The page-turning politics of Game of Thrones meets the worlds-spanning romance of Outlander in this blockbuster new epic fantasy series from the #1 New York Times bestselling author duo Ilona Andrews.

DELUXE EDITION—featuring gorgeous sky blue sprayed edges!

When Maggie wakes up cold, filthy, and naked in a gutter, it doesn't take her long to recognize Kair Toren, a city she knows intimately from the pages of the famously unfinished dark fantasy series she's been obsessively reading and re-reading while waiting years for the final novel.
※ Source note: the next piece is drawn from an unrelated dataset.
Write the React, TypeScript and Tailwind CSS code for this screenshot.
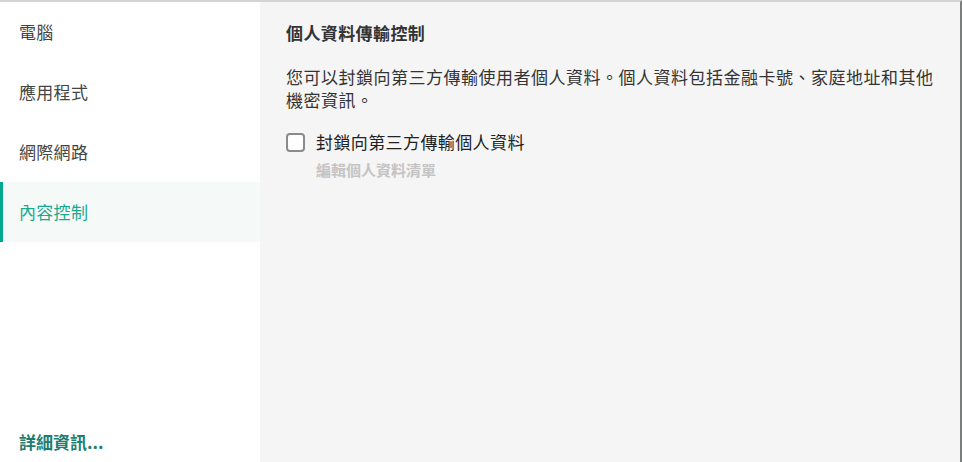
import React from 'react'

const navItems = ['電腦', '應用程式', '網際網路', '內容控制']

function Sidebar() {
  const active = 3
  return (
    <aside className="flex w-[260px] shrink-0 flex-col bg-white">
      <nav className="flex flex-col">
        {navItems.map((label, i) => (
          <div
            key={label}
            className={
              i === active
                ? 'flex h-[60px] items-center border-l-[3px] border-[#00a88e] bg-[#f5f9f8] pl-[16px] text-[17px] tracking-[0.3px] text-[#1aa88f]'
                : 'flex h-[60px] items-center pl-[19px] text-[17px] tracking-[0.3px] text-[#444444]'
            }
          >
            {label}
          </div>
        ))}
      </nav>
      <div className="mt-auto pb-[8px] pl-[19px] text-[17px] font-bold leading-[24px] text-[#1d7d70]">詳細資訊...</div>
    </aside>
  )
}

function ContentPanel() {
  return (
    <section className="flex-1 bg-[#f5f5f5] pl-[26px] pr-[24px] pt-[19px]">
      <h2 className="text-[17px] font-bold leading-[24px] tracking-[0.4px] text-[#333333]">個人資料傳輸控制</h2>
      <p className="mt-[20px] text-[17px] leading-[23px] tracking-[0.5px] text-[#333333]">
        您可以封鎖向第三方傳輸使用者個人資料。個人資料包括金融卡號、家庭地址和其他
        <br />
        機密資訊。
      </p>
      <label className="mt-[19px] flex items-center gap-[11px] text-[17px] leading-[24px] tracking-[0.4px] text-[#222222]">
        <span className="h-[19px] w-[19px] rounded-[4px] border-2 border-[#8a8a8a] bg-white" />
        封鎖向第三方傳輸個人資料
      </label>
      <div className="mt-[6px] pl-[30px] text-[15px] font-bold leading-[20px] text-[#c4c4c4]">編輯個人資料清單</div>
    </section>
  )
}

export default function App() {
  return (
    <div
      className="flex h-[462px] w-[962px] border-t-2 border-r-2 border-t-[#d4d4d4] border-r-[#7a7f7d]"
      style={{ fontFamily: '"Noto Sans CJK TC", "Noto Sans", sans-serif' }}
    >
      <Sidebar />
      <ContentPanel />
    </div>
  )
}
Her only tools for navigating this gritty world of rival warlords, magic, and mayhem? Her encyclopedic knowledge of the plot, the setting, and the characters' ambitions and fates. But while she quickly discovers she cannot be killed (though many will try!), the same cannot be said for the living, breathing characters she's coming to love—a motley band that includes a former lady’s maid, a deadly assassin, various outrageous magical creatures, and a dangerously appealing soldier. Soon, instead of trying to get home, she finds herself enmeshed in the schemes—and attentions—of dueling princes, dukes, and villains, all while trying to save them and the kingdom of Rellas from the way she knows their stories will end: in a cataclysmic war.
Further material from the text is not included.